Validating unique values of a column in shell

2019-08-18 03:48发布

问题:

I get an input file vendor.csv which has a column called retailer. I have a predefined list of valid retailer values which are a,b,c. If 'd' comes in the retailer column I will have to take some action , mostly echo it to a log and stop the processing and notify the user.

I have done the following so far

f1=/stage/Scripts/ecommerce/vendor/final*.csv
k=`cut -d, -f1 $f1 |sort -u`
echo $k

This gives me

a b c d

The above o/p is not comma seperated

I can store the valid values a b c in a file or a string , for the above case

How do I make a check now ? Is this the best way to go about this

the valid values are ALB/SFY Total Ecom TA Peapod Total Ecom TA Target Total Ecom TA

The existing data contains the following unique data points ALB/SFY Total Ecom TA Hy-Vee Total Ecom TA Peapod Total Ecom TA Target Total Ecom TA

So the "Hy-Vee Total Ecom TA" is an invalid value.

Here is my attempt with grep

$ echo $s
ALB/SFY Total Ecom TA Peapod Total Ecom TA Target Total Ecom TA

 echo $k
ALB/SFY Total Ecom TA Hy-Vee Total Ecom TA Peapod Total Ecom TA Target Total Ecom TA

grep -v "$s" "$k"

It gave me an error

grep: ALB/SFY Total Ecom TA
Hy-Vee Total Ecom TA
Peapod Total Ecom TA
Target Total Ecom TA: No such file or directory

Some of the solutions have pointed me in the right way, In R I would go about the above task as

valid_values = ['a','b','c']
invalid_retailer = unique(vendorfile$retailer) %not% in valid_values 

I was trying to replicate the same process in shell, and hence my usage of cut and grep.

回答1:

Something like this perhaps?

awk -F, 'NR==FNR { ++a[$1]; next }
    !a[$1] { print FILENAME ":" FNR ": Invalid label " $1 >>"/dev/stderr" }' valid.txt final*.csv

where valid.txt contains your valid labels, one per line.

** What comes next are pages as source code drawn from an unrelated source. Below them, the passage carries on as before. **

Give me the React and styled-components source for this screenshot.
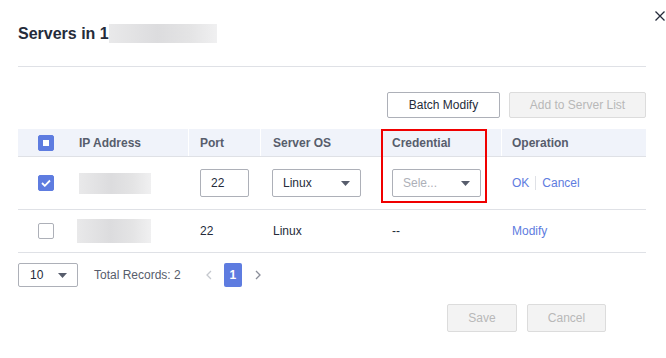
import React from "react";
import styled, { createGlobalStyle } from "styled-components";

const Global = createGlobalStyle`
  html, body { margin: 0; padding: 0; background: #fff; }
  body { font-family: "Liberation Sans", Arial, sans-serif; font-size: 12px; color: #252b3a; }
  * { box-sizing: border-box; }
`;

const Dialog = styled.div`
  position: relative;
  width: 666px;
  height: 358px;
  padding: 0 20px 0 18px;
  background: #fff;
`;

const CloseBtn = styled.button`
  position: absolute;
  top: 11px;
  right: 1px;
  width: 10px;
  height: 10px;
  padding: 0;
  border: 0;
  background: transparent;
  display: flex;
`;

const Header = styled.div`
  height: 67px;
  padding-top: 22px;
  border-bottom: 1px solid #dfe1e6;
  display: flex;
  align-items: flex-start;
`;

const Title = styled.h2`
  margin: 0;
  font-size: 16px;
  line-height: 24px;
  font-weight: 700;
  color: #252b3a;
`;

const Masked = styled.span`
  display: inline-block;
  width: ${(p) => p.$w}px;
  height: ${(p) => p.$h}px;
  margin-top: ${(p) => p.$top || 0}px;
  background: linear-gradient(90deg, #e9e9ea 0%, #dcdcde 45%, #e4e4e5 75%, #f0f0f1 100%);
  filter: blur(0.6px);
`;

const Toolbar = styled.div`
  margin-top: 25px;
  display: flex;
  justify-content: flex-end;
  gap: 9px;
`;

const Button = styled.button`
  height: ${(p) => p.$h || 26}px;
  width: ${(p) => p.$w}px;
  padding: 0;
  border-radius: 2px;
  font-family: inherit;
  font-size: 12px;
  border: 1px solid ${(p) => (p.disabled ? "#dcdcdc" : "#adb0b8")};
  background: ${(p) => (p.disabled ? "#f3f3f3" : "#fff")};
  color: ${(p) => (p.disabled ? "#b8b8b8" : "#252b3a")};
`;

const Table = styled.div`
  position: relative;
  margin-top: 11px;
`;

const Row = styled.div`
  display: grid;
  grid-template-columns: 49px 122px 72px 120px 121px 144px;
  height: ${(p) => p.$h}px;
  border-bottom: 1px solid #dfe1e6;
  background: ${(p) => (p.$head ? "#f0f3fa" : "#fff")};
  color: ${(p) => (p.$head ? "#575d6c" : "#252b3a")};
  font-weight: ${(p) => (p.$head ? 700 : 400)};
`;

const Cell = styled.div`
  display: flex;
  align-items: center;
  gap: 6px;
  padding-left: ${(p) => p.$pl ?? 11}px;
  border-right: ${(p) => (p.$div ? "1px solid #fff" : "0")};
  white-space: nowrap;
`;

const Check = styled.span`
  width: 16px;
  height: 16px;
  border-radius: 2px;
  display: flex;
  align-items: center;
  justify-content: center;
  background: ${(p) => (p.$on ? "#5e7ce0" : "#fff")};
  border: 1px solid ${(p) => (p.$on ? "#5e7ce0" : "#adb0b8")};
`;

const Dot = styled.span`
  width: 6px;
  height: 6px;
  background: #fff;
`;

const Field = styled.div`
  height: ${(p) => p.$h || 28}px;
  width: ${(p) => p.$w}px;
  border: 1px solid #adb0b8;
  border-radius: 2px;
  display: flex;
  align-items: center;
  justify-content: space-between;
  padding: 0 10px 0 ${(p) => p.$pl || 10}px;
  color: ${(p) => (p.$ph ? "#adb0b8" : "#252b3a")};
  background: #fff;
`;

const Caret = () => (
  <svg width="9" height="5" viewBox="0 0 9 5">
    <path d="M0 0h9L4.5 5z" fill="#575d6c" />
  </svg>
);

const Link = styled.a`
  color: #5e7ce0;
  text-decoration: none;
`;

const Sep = styled.span`
  width: 1px;
  height: 14px;
  background: #dfe1e6;
`;

const Highlight = styled.div`
  position: absolute;
  top: 0;
  left: 363px;
  width: 106px;
  height: 74px;
  border: 2px solid #f00000;
  pointer-events: none;
`;

const Pager = styled.div`
  margin-top: 10px;
  height: 24px;
  display: flex;
  align-items: center;
`;

const Total = styled.span`
  margin-left: 16px;
  color: #575d6c;
`;

const Arrow = styled.span`
  display: flex;
  margin: ${(p) => p.$m};
`;

const Page = styled.span`
  width: 18px;
  height: 24px;
  border-radius: 2px;
  background: #5e7ce0;
  color: #fff;
  font-weight: 700;
  display: flex;
  align-items: center;
  justify-content: center;
`;

const Footer = styled.div`
  margin-top: 17px;
  padding-right: 40px;
  display: flex;
  justify-content: flex-end;
  gap: 10px;
`;

export default function App() {
  return (
    <Dialog>
      <Global />
      <CloseBtn aria-label="close">
        <svg width="10" height="10" viewBox="0 0 10 10">
          <path d="M0.5 0.5L9.5 9.5M9.5 0.5L0.5 9.5" stroke="#252b3a" strokeWidth="1.3" />
        </svg>
      </CloseBtn>
      <Header>
        <Title>Servers in 1</Title>
        <Masked $w={108} $h={19} $top={2} />
      </Header>
      <Toolbar>
        <Button $w={113}>Batch Modify</Button>
        <Button $w={137} disabled>
          Add to Server List
        </Button>
      </Toolbar>
      <Table>
        <Row $head $h={28}>
          <Cell $pl={20}>
            <Check $on>
              <Dot />
            </Check>
          </Cell>
          <Cell $pl={12} $div>IP Address</Cell>
          <Cell $div>Port</Cell>
          <Cell $pl={12}>Server OS</Cell>
          <Cell $div>Credential</Cell>
          <Cell $pl={10}>Operation</Cell>
        </Row>
        <Row $h={53}>
          <Cell $pl={20}>
            <Check $on>
              <svg width="10" height="8" viewBox="0 0 10 8">
                <path d="M1 4l2.8 2.8L9 1.5" stroke="#fff" strokeWidth="1.8" fill="none" />
              </svg>
            </Check>
          </Cell>
          <Cell $pl={12}>
            <Masked $w={72} $h={21} />
          </Cell>
          <Cell>
            <Field $w={49}>22</Field>
          </Cell>
          <Cell>
            <Field $w={89}>
              Linux
              <Caret />
            </Field>
          </Cell>
          <Cell>
            <Field $w={89} $ph>
              Sele...
              <Caret />
            </Field>
          </Cell>
          <Cell $pl={10}>
            <Link href="#">OK</Link>
            <Sep />
            <Link href="#">Cancel</Link>
          </Cell>
        </Row>
        <Row $h={43}>
          <Cell $pl={20}>
            <Check />
          </Cell>
          <Cell $pl={10}>
            <Masked $w={74} $h={24} />
          </Cell>
          <Cell>22</Cell>
          <Cell $pl={12}>Linux</Cell>
          <Cell>--</Cell>
          <Cell $pl={10}>
            <Link href="#">Modify</Link>
          </Cell>
        </Row>
        <Highlight />
      </Table>
      <Pager>
        <Field $w={60} $h={24} $pl={11}>
          10
          <Caret />
        </Field>
        <Total>Total Records: 2</Total>
        <Arrow $m="0 12px 0 25px">
          <svg width="6" height="10" viewBox="0 0 6 10">
            <path d="M5 1L1 5l4 4" stroke="#c5c8ce" strokeWidth="1.3" fill="none" />
          </svg>
        </Arrow>
        <Page>1</Page>
        <Arrow $m="0 0 0 13px">
          <svg width="6" height="10" viewBox="0 0 6 10">
            <path d="M1 1l4 4-4 4" stroke="#8a8e99" strokeWidth="1.3" fill="none" />
          </svg>
        </Arrow>
      </Pager>
      <Footer>
        <Button $w={70} $h={28} disabled>
          Save
        </Button>
        <Button $w={79} $h={28} disabled>
          Cancel
        </Button>
      </Footer>
    </Dialog>
  );
}
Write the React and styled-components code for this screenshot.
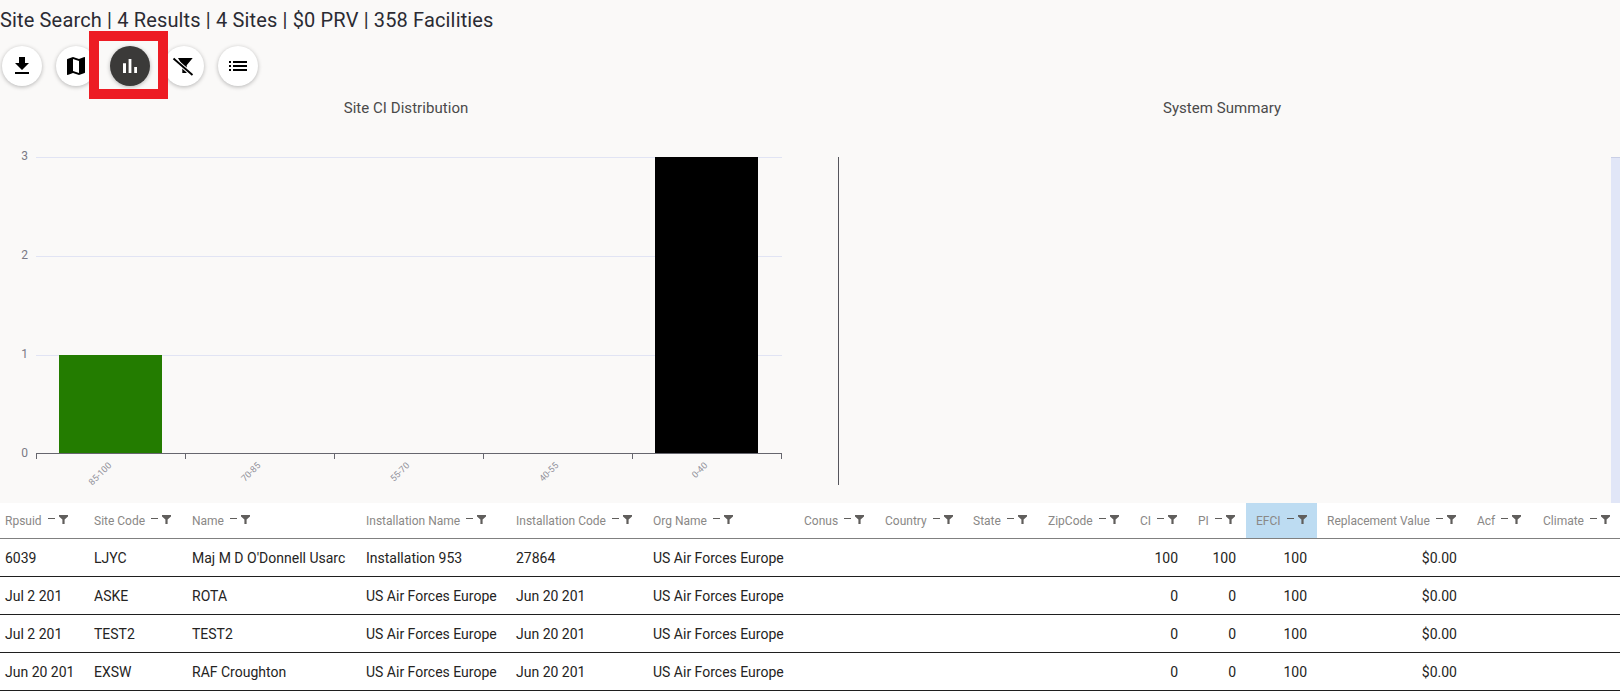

The general pattern of awk 'NR==FNR { ++a[$1] }' is a common way to read the first of a set of files into an array in memory and then in the remainder of the script perform some sort of join (in the database sense) with fields in the other input files. Awk simply processes one line at a time so the other files can be arbitrarily large really. You do need to be able to store the data from the first file in memory, though.

The advantage over your basic cut+grep attempt is that we can print the entire input line rather than just tell you which labels are invalid and have you go back and manually find out which lines in which files actually contained the violation.

Tangentially, your grep attempt has a number of issues. Firstly, if you are dealing with anything more than toy data, you want to avoid storing your data in shell variables. Secondly, you probably want to tweak your options to tell grep that you want to match text literally (-F -- without this, a.c matches abc because the dot is a regex wildcard character, for example) and that you want matches to cover an entire line (-x -- without this, b matches abc because it is a substring).

cut -d, -f1 final*.csv | sort -u |
grep -vxFf valid.txt

The -f filename option says to read the patterns from a file, and without another file name, grep processes standard input (from the pipe, in this case).



回答2:

Try the awk command, which is much refined.

awk -F',' '{if (($1 == "a") || ($1 == "b") || ($1 == "c") || ($1 == "d")) print $0 }' /stage/Scripts/ecommerce/vendor/final*.csv

Other way::

We can give all the retailer id's in seperate file line by line , say in retailer.txt . The content of retailer.txt be like

a
b

in order to print those line's first field (seperated by ,) matching with the retailer id's in the retailer.txt, use the below command:

awk -F',' 'FNR==NR{$1=a[$1];next} ($1 in a)' retailer.txt final*.csv


回答3:

grep can't do what you want ?

If I understand, call grep on your csv file with the good regex can print all line with a wrong retailer. You need to choose a strong regex to prevent false positive match, but I need input example to help you...

Or, if a regex can't prevent false positive, you can use grep after cut command, like this :

for bad_retailer in $(cut -d, -f1 $f1 | grep d) ; do echo $bad_retailer ; done

with d the name of the bad retailer.

If you want to track more than 1 bad retailer, you can use grep -E "d|g|h", with d and g and h names of the bad retailers.